Sesar Sumatera mempunyai panjang 1.700 kilometer. Sesar ini terdiri dari berbagai segmen, salah satunya segemen Baruman. Meski sangat panjang, Sesar Sumatera tidak melepaskan energi (gempa bumi) secara bersamaan, melainkan per satu segmen.
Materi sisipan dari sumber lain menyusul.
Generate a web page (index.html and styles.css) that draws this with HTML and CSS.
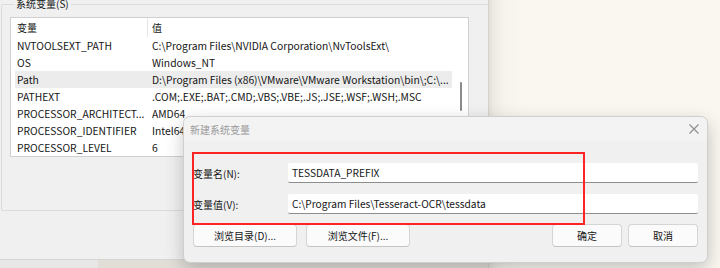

Dalam sejarahnya, kata Supartoyo, segmen Baruman diperkirakan belum punya catatan gempa besar. Namun pada 30 April 2020 segmen Baruman bergerak dengan kekuatan di atas 5 M. Berdasarkan data Pusat Studi Gempa Nasional (PUSGEN, 2017), segmen ini mampu melepaskan energi 7,5 M. “Sehingga segemen ini perlu diwaspadai. Luar biasa, cukup dahyat apabila terjadi gempa bumi,” katanya.
Sama dengan Baruman, segmen Aceh juga tidak punya catatan sejarah gempa besar dan baru kali ini menghasilkan gempa merusak. Ini menunjukkan bahwa segmen Aceh berbahaya. Lagi-lagi mitigasi bencana menjadi sangat penting.
Di luar tujuh gempa merusak selama 2020, Supartoyo juga mengungkap beberapa klaster gempa bumi di sekitar zona Sesar Palu-Koro, zona Bali yang diduga terkait dengan patahan Flores, sesar aktif sekitar Pulau Buru, penunjaman ganda punggungan Talaud Mayo di sebelah barat Halmahera dan sebelah timur Sulawesi Utara, penunjaman Laut Banda, penunjaman lempeng Filipina, dan penunjaman Jawa.
Masing-masing sumber gempa itu tentu perlu diwaspadai mengingat aktivitas dan potensi kekuatannya yang merusak. “Gempa bumi menjadi tantangan untuk meningkatkan mitigasi dan penyelidikan ke depan. Mitigsai perlu ditingkatkan pada wilyah gempa yang belum muncul,” katanya.
Dan sejarah mencatat banyak kejadian gempa bumi merusak di Indonesia. Sejak tahun 2000 hingga kini jumlahnya mencapai 19 kejadian. Seperti yang disampaikan Supartoyo berulang-ulang, mitigasi menjadi keniscayaan.
Mitigasi akan mengurangi kerugian yang disebabkan gempa bumi. Sebagai gambaran, kerugian akibat gempa bumi di sejumlah daerah di Indonesia mencapai triliunan rupiah, menurut data BNPB. Gempa bumi Padang Pariaman 2009 menelan kerugian Rp4,8 triliun, gempa bumi Pidie Jaya 2016 (Rp1,7 triliun), gempa bumi Lombok 2018 (Rp12,2 triliun), dan gempa bumi Pasirgala 2018 (Rp18,5 triliun).
Di luar kerugian materi, tentu gempa bumi menelan kerugian imateril yang tak ternilai, yakni korban jiwa maupun orang-orang yang terdampak.